USCIS Issues Policy Memo on Adjustment of Status Including Apparent Sweeping Change; More Than Two Weeks Later Many Questions Remain Unanswered

On Friday, May 22, 2026, USCIS issued a policy memo asserting that Adjustment of Status under section 245 of the INA is “a matter of discretion and administrative grace not designed to supersede the regular consular processing of immigrant visas.” The memo instructs adjudicators to assess each case under a totality‑of‑the‑circumstances framework, weigh all favorable and adverse factors, and approve only where the applicant’s equities justify a favorable exercise of discretion. In a press release, a USCIS spokesperson stated, “From now on, an alien who is in the U.S. temporarily and wants a Green Card must return to their home country to apply, except in extraordinary circumstances.” 

More than two weeks after the Policy Memo was issued, there are still many unanswered questions. On Friday, May 29, press outlets reported that USCIS was apparently walking back the new policy, claiming there was no major change from the discretion immigration officers have long held. A USCIS spokesperson stated that the policy “will not prevent any alien from obtaining a green card who legitimately and properly qualify”; however, USCIS has not issued official guidance regarding any change in position.

Based on our recent experience with other sweeping changes (such as the $100k fee for H-1B visas) announced by the Administration, it will take several weeks before the meaning, and all its ramifications become clear. As we learn more, we will be sending updates.

Please click here for a helpful client flyer explaining the policy and its potential effects on adjustment of status applications.
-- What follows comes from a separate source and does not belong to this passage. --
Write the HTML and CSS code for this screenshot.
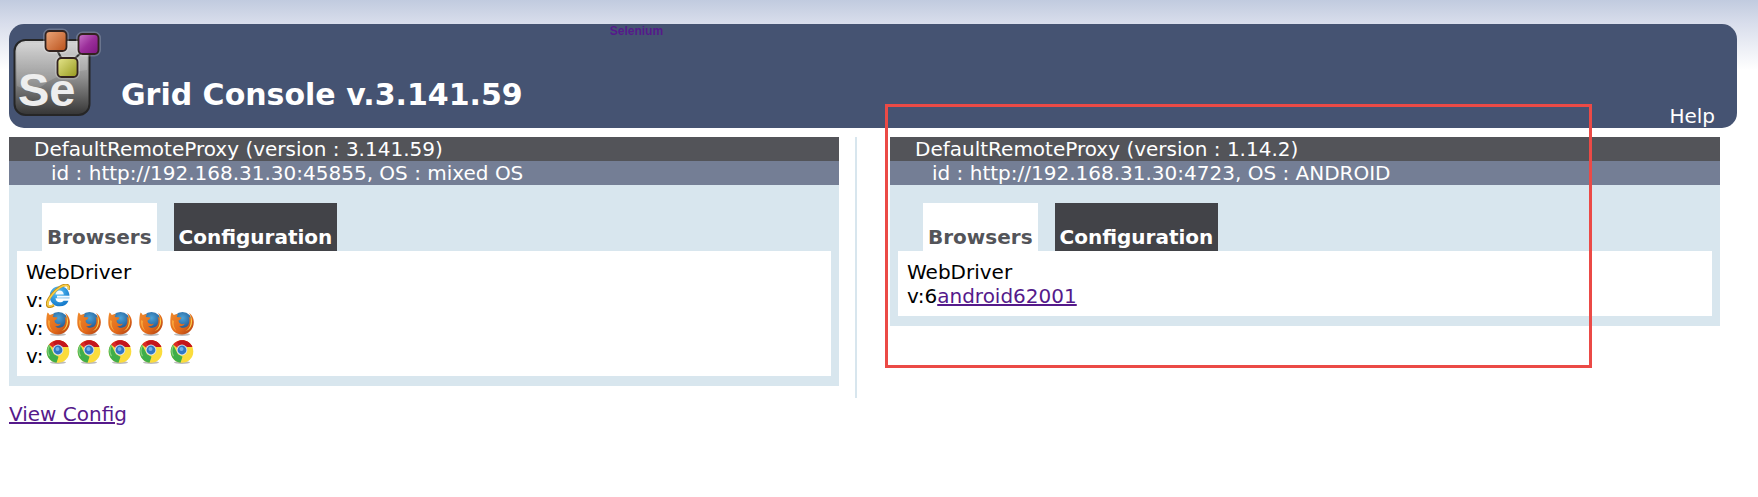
FILE: index.html
```html
<!DOCTYPE html>
<html>
  <head>
    <meta charset="utf-8">
    <title>Grid Console</title>
    <link rel="stylesheet" href="styles.css">
  </head>
  <body>
    <svg class="defs" width="0" height="0">
      <defs>
        <linearGradient id="tile" x1="0" y1="0" x2="0" y2="1">
          <stop offset="0" stop-color="#d2d2d2"/>
          <stop offset="0.5" stop-color="#8f8f8f"/>
          <stop offset="1" stop-color="#353535"/>
        </linearGradient>
        <linearGradient id="orange" x1="0" y1="0" x2="1" y2="1">
          <stop offset="0" stop-color="#eda77a"/>
          <stop offset="1" stop-color="#b9501a"/>
        </linearGradient>
        <linearGradient id="purple" x1="0" y1="0" x2="1" y2="1">
          <stop offset="0" stop-color="#c975c9"/>
          <stop offset="0.5" stop-color="#9b2f9a"/>
          <stop offset="1" stop-color="#7d1480"/>
        </linearGradient>
        <linearGradient id="olive" x1="0" y1="0" x2="1" y2="1">
          <stop offset="0" stop-color="#e6e68c"/>
          <stop offset="1" stop-color="#96981c"/>
        </linearGradient>
        <radialGradient id="ieblue" cx="0.4" cy="0.3" r="0.8">
          <stop offset="0" stop-color="#5cc4f8"/>
          <stop offset="1" stop-color="#0b6fc4"/>
        </radialGradient>
        <radialGradient id="globe" cx="0.5" cy="0.3" r="0.7">
          <stop offset="0" stop-color="#4ba3d8"/>
          <stop offset="1" stop-color="#15407c"/>
        </radialGradient>
        <linearGradient id="fox" x1="0" y1="0" x2="1" y2="1">
          <stop offset="0" stop-color="#f08a2c"/>
          <stop offset="0.6" stop-color="#e2691a"/>
          <stop offset="1" stop-color="#a93a12"/>
        </linearGradient>
      </defs>
      <symbol id="ie" viewBox="0 0 24 24">
        <path d="M23.500 14.200H9.500C9.800 17 11.500 18.300 13.800 18.300c1.800 0 2.900-.6 3.700-1.600h5C21 20.300 18 22.300 13.800 22.300c-6 0-10-4-10-10.100S7.900 2.200 13.800 2.200c5.700 0 9.700 4 9.700 10z" fill="url(#ieblue)"/>
        <path d="M9.500 10.500h8.300C17.400 7.900 15.900 6.600 13.700 6.600s-3.800 1.300-4.200 3.900z" fill="#f2faff"/>
        <path d="M11 12.700h13" stroke="#f2faff" stroke-width="2"/>
        <path d="M22.600 5.600C23.300 3.500 22.800 1.500 21 1 17.500 0 10.500 4.500 6 10.200 1.800 15.500.2 20.500 2 22.300c1.100 1 3.400.4 6-1.200" fill="none" stroke="#c78f16" stroke-width="2.600"/>
        <path d="M22.600 5.200C23 3.300 22.400 1.800 20.800 1.400 17.500.6 11 4.800 6.600 10.200 2.400 15.300.8 20 2.200 21.600c1 1 3 .5 5.300-.8" fill="none" stroke="#f6cf4a" stroke-width="1.500"/>
      </symbol>
      <symbol id="firefox" viewBox="0 0 24 24">
        <ellipse cx="12" cy="22.500" rx="8" ry="1.500" fill="#bbb"/>
        <circle cx="12.500" cy="10" r="10" fill="url(#globe)"/>
        <path d="M1.500.5c1 .6 1.700 1.600 2.200 2.400C5.500 2.200 7 2.200 8 2.600c-.8.8-1.200 1.600-1.200 2.500 1.500.3 2.900.4 4.600.5-.2 1.500-1.500 2.300-2.900 2.900.2 1 .2 1.800 1 2.600 1.200 1.200 3.300 1.500 5.200.4-.5 2.300-3.400 3.200-5.700 2.500 2.500 2.800 7.300 2.300 9.300-.9 1.600-2.700 1.300-6.400.3-8.300 1 .4 1.900 1.300 2.400 2.100C20.800 4.500 20 2 18.800.8c3 1.700 5.200 5.500 5 9.800-.2 6.800-5.400 11.900-11.800 11.900C5.200 22.500.3 17.500.3 11 .3 7 .5 3 1.500.5z" fill="url(#fox)"/>
        <path d="M20 3c2.500 3.500 2.700 8.300.8 11.800-1.400 2.500-3.300 3.800-5.500 4.400C20.500 16.500 22.100 9.700 20 3z" fill="#fbd04a"/>
        <path d="M2.200 8c-.8 4 .5 8.500 4.300 11.200C4.200 16 3 12.500 4 9z" fill="#f9a53c"/>
      </symbol>
      <symbol id="chrome" viewBox="0 0 24 24">
        <ellipse cx="12" cy="22.500" rx="8" ry="1.500" fill="#bbb"/>
        <circle cx="12" cy="11.500" r="11.300" fill="#fbdc3c"/>
        <path d="M12 11.500L3 4.600C5 2 8.200.2 12 .2c4.500 0 8.600 2.600 10.400 6.800H12z" fill="#da2a26"/>
        <path d="M12 .2c4.500 0 8.600 2.600 10.400 6.800H13c-2 0-4.500-1-6-4.900C8.500.8 10.200.2 12 .2z" fill="#c4161c"/>
        <path d="M3 4.600l5 9.600 4.500 2.500-2 6C5 22 .7 17.300.7 11.500c0-2.600.8-5 2.300-6.900z" fill="#3fae49"/>
        <path d="M3.500 5.500C1.400 9 1.600 13 3.500 16.300" fill="none" stroke="#86d27d" stroke-width="1.200"/>
        <circle cx="12" cy="10" r="5.400" fill="#d5e1ea"/>
        <circle cx="12" cy="10" r="4.400" fill="#2f78c4"/>
        <circle cx="11.500" cy="9" r="2" fill="#74b2ea"/>
      </symbol>
    </svg>

    <header class="header">
      <svg class="logo" viewBox="0 0 92 104">
        <rect x="5.500" y="16" width="75" height="75" rx="11" fill="url(#tile)" stroke="#262626" stroke-width="2"/>
        <path d="M8 62V28q0-9 9-9h52q9 0 9 9v18Q48 50 36 60T8 62z" fill="#fff" opacity="0.140"/>
        <path d="M48 26l9 17M76 25L61 39" stroke="#333" stroke-width="2"/>
        <g fill="none" stroke="#fff" stroke-width="5" opacity="0.200">
          <rect x="36.500" y="7" width="21" height="20" rx="4"/>
          <rect x="69.500" y="10" width="20" height="20" rx="4"/>
          <rect x="48.500" y="34" width="20" height="19" rx="4"/>
        </g>
        <g stroke="#33231f" stroke-width="1.800">
          <rect x="36.500" y="7" width="21" height="20" rx="4" fill="url(#orange)"/>
          <rect x="69.500" y="10" width="20" height="20" rx="4" fill="url(#purple)"/>
          <rect x="48.500" y="34" width="20" height="19" rx="4" fill="url(#olive)"/>
        </g>
        <text class="logo-text" x="9" y="82">Se</text>
      </svg>
      <h1>Grid Console v.3.141.59</h1>
      <a class="selenium" href="#">Selenium</a>
      <a class="help" href="#">Help</a>
    </header>

    <main class="console">
      <section class="column left">
        <div class="proxy">
          <p class="proxyname">DefaultRemoteProxy (version : 3.141.59)</p>
          <p class="proxyid">id : http://192.168.31.30:45855, OS : mixed OS</p>
          <div class="tabs">
            <button type="button" class="tab selected">Browsers</button>
            <button type="button" class="tab">Configuration</button>
          </div>
          <div class="content">
            <p>WebDriver</p>
            <div class="browsers">
              <span>v:</span>
              <svg class="icon"><use href="#ie"/></svg>
            </div>
            <div class="browsers">
              <span>v:</span>
              <svg class="icon"><use href="#firefox"/></svg>
              <svg class="icon"><use href="#firefox"/></svg>
              <svg class="icon"><use href="#firefox"/></svg>
              <svg class="icon"><use href="#firefox"/></svg>
              <svg class="icon"><use href="#firefox"/></svg>
            </div>
            <div class="browsers">
              <span>v:</span>
              <svg class="icon"><use href="#chrome"/></svg>
              <svg class="icon"><use href="#chrome"/></svg>
              <svg class="icon"><use href="#chrome"/></svg>
              <svg class="icon"><use href="#chrome"/></svg>
              <svg class="icon"><use href="#chrome"/></svg>
            </div>
          </div>
        </div>
      </section>

      <section class="column right">
        <div class="proxy">
          <p class="proxyname">DefaultRemoteProxy (version : 1.14.2)</p>
          <p class="proxyid">id : http://192.168.31.30:4723, OS : ANDROID</p>
          <div class="tabs">
            <button type="button" class="tab selected">Browsers</button>
            <button type="button" class="tab">Configuration</button>
          </div>
          <div class="content">
            <p>WebDriver</p>
            <p>v:6<a href="#">android62001</a></p>
          </div>
        </div>
        <div class="marker"></div>
      </section>
    </main>

    <a class="config" href="#">View Config</a>
  </body>
</html>
```
FILE: styles.css
```css
* {
  box-sizing: border-box;
}

body {
  margin: 0;
  padding: 24px 21px 0 9px;
  font-family: Verdana, "DejaVu Sans", sans-serif;
  font-size: 20px;
  line-height: 24px;
  color: #000;
  background: #fff linear-gradient(#c1cbdf, #d9deec 24px, #fff 70px) no-repeat;
}

p {
  margin: 0;
}

a {
  color: #551a8b;
}

.defs {
  display: block;
}

.header {
  display: flex;
  align-items: flex-start;
  height: 104px;
  padding-right: 22px;
  border-radius: 15px;
  background-color: #455372;
}

.logo {
  width: 92px;
  height: 104px;
}

.logo-text {
  font: bold 47px "Liberation Sans", Arial, sans-serif;
  fill: #eee;
}

.header h1 {
  margin: 53px 0 0 20px;
  font-size: 30px;
  line-height: 36px;
  color: #fff;
}

.selenium {
  margin-left: 87px;
  font: bold 12px/14px "Liberation Sans", Arial, sans-serif;
  text-decoration: none;
}

.help {
  align-self: flex-end;
  margin-left: auto;
  color: #fff;
  text-decoration: none;
}

.console {
  display: flex;
  padding: 9px 17px 0 0;
}

.column {
  box-sizing: content-box;
  flex: 1;
}

.left {
  margin-right: 33px;
  padding: 0 16px 12px 0;
  border-right: 2px solid #d8e6ee;
}

.right {
  position: relative;
}

.proxy {
  padding-bottom: 10px;
  background-color: #d8e6ee;
}

.proxyname {
  padding-left: 25px;
  color: #fff;
  background-color: #535459;
}

.proxyid {
  padding-left: 42px;
  color: #fff;
  background-color: #747e95;
}

.tabs {
  display: flex;
  gap: 17px;
  padding: 18px 0 0 33px;
}

.tab {
  height: 48px;
  padding: 20px 5px 0;
  border: 0;
  font: inherit;
  font-weight: bold;
  color: #fff;
  background-color: #424348;
}

.tab.selected {
  color: #535459;
  background-color: #fff;
}

.content {
  margin: 0 8px;
  padding: 9px 9px 8px;
  background-color: #fff;
}

.browsers {
  display: flex;
  gap: 7px;
  height: 28px;
}

.browsers span {
  align-self: flex-end;
  margin-right: -4px;
}

.icon {
  width: 24px;
  height: 24px;
}

/* red frame over the second proxy */
.marker {
  position: absolute;
  top: -33px;
  left: -5px;
  width: calc(85% + 1px);
  height: 264px;
  border: 3px solid #eb4a46;
  pointer-events: none;
}

.config {
  display: inline-block;
  margin-top: 4px;
}
```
TPS Extends Temporary Protected Status for Lebanon and El Savador

On May 29, 2026, DHS published a notice automatically extending the Temporary Protected Status (TPS) designation for Lebanon, along with associated employment authorization, through November 27, 2026. There is no requirement for current TPS beneficiaries to re-register to maintain their TPS or to extend the validity of their EAD. As proof of continued employment authorization through Nov. 27, 2026, beneficiaries may show the following documentation to an employer:

  • A TPS-related EAD with a Category of A12 or C19 and a “Card Expires” date of May 27, 2026.
  • A copy of the Federal Register notice announcing the automatic extension.

On April 28, 2026, DHS updated its website to clarify that EADs issued to TPS beneficiaries from El Salvador with an expiration date of March 9 2025, are automatically extended through July 22, 2026. Employers that have employees with EADs based on El Salvador TPS with an expiration of March 9, 2025 should note that, as of April 28, 2026, their work authorization is automatically extended through July 22, 2026. Covered EADs include those that have the notation A12 or C19 under Category with a “Card Expires” date of March 9, 2025.

Contact us with questions about TPS and work authorization.

USCIS Updated its TPS Yemen Website Pages to Extend EADs

On May 1, 2026, a federal judge in New York blocked the Trump administration from ending Temporary Protected Status (TPS) for more than 2,800 individuals from Yemen. The judge stated that the plaintiffs are likely to succeed with claims that the termination of TPS for Yemen violated the Administrative Procedure Act. On May 4, 2026, USCIS updated the TPS website to state that the “validity of Employment Authorization Documents (EADs) issued under the TPS designation of Yemen with an original expiration date of March 3, 2023, September 3, 2024, and March 3, 2026, is extended per court order.”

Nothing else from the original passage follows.